## BEGIN Dataset excerpts
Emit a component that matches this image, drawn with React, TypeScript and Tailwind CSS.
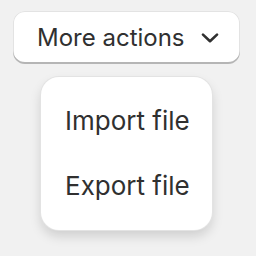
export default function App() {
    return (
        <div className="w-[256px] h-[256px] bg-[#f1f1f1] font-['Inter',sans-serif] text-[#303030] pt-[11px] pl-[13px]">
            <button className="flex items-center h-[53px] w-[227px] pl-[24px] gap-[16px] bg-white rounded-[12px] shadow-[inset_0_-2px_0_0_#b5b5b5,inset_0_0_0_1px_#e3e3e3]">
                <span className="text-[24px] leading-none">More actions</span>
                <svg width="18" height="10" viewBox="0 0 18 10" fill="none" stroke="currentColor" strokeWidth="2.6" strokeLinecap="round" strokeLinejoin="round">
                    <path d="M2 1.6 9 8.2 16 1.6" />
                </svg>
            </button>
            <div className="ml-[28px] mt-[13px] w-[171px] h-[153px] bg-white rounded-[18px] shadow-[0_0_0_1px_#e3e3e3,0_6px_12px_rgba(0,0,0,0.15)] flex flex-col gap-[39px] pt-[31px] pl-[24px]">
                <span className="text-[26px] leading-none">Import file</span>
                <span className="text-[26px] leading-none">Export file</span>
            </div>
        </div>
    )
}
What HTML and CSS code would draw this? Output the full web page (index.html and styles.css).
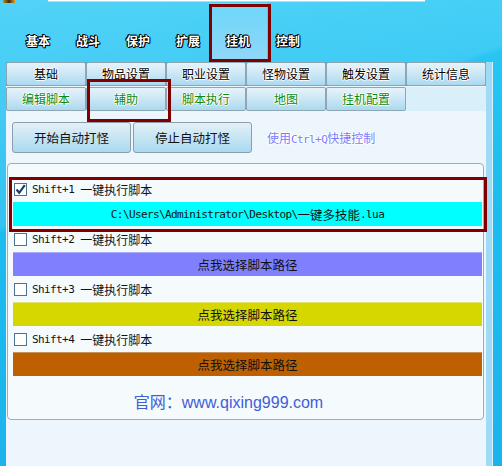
## END Dataset excerpts
Do this >> Do not copy the pictures, but repeat every line exactly.

Exercise result >>
Emit a component that matches this image, drawn with React, TypeScript and Tailwind CSS.
export default function App() {
    return (
        <div className="w-[256px] h-[256px] bg-[#f1f1f1] font-['Inter',sans-serif] text-[#303030] pt-[11px] pl-[13px]">
            <button className="flex items-center h-[53px] w-[227px] pl-[24px] gap-[16px] bg-white rounded-[12px] shadow-[inset_0_-2px_0_0_#b5b5b5,inset_0_0_0_1px_#e3e3e3]">
                <span className="text-[24px] leading-none">More actions</span>
                <svg width="18" height="10" viewBox="0 0 18 10" fill="none" stroke="currentColor" strokeWidth="2.6" strokeLinecap="round" strokeLinejoin="round">
                    <path d="M2 1.6 9 8.2 16 1.6" />
                </svg>
            </button>
            <div className="ml-[28px] mt-[13px] w-[171px] h-[153px] bg-white rounded-[18px] shadow-[0_0_0_1px_#e3e3e3,0_6px_12px_rgba(0,0,0,0.15)] flex flex-col gap-[39px] pt-[31px] pl-[24px]">
                <span className="text-[26px] leading-none">Import file</span>
                <span className="text-[26px] leading-none">Export file</span>
            </div>
        </div>
    )
}
What HTML and CSS code would draw this? Output the full web page (index.html and styles.css).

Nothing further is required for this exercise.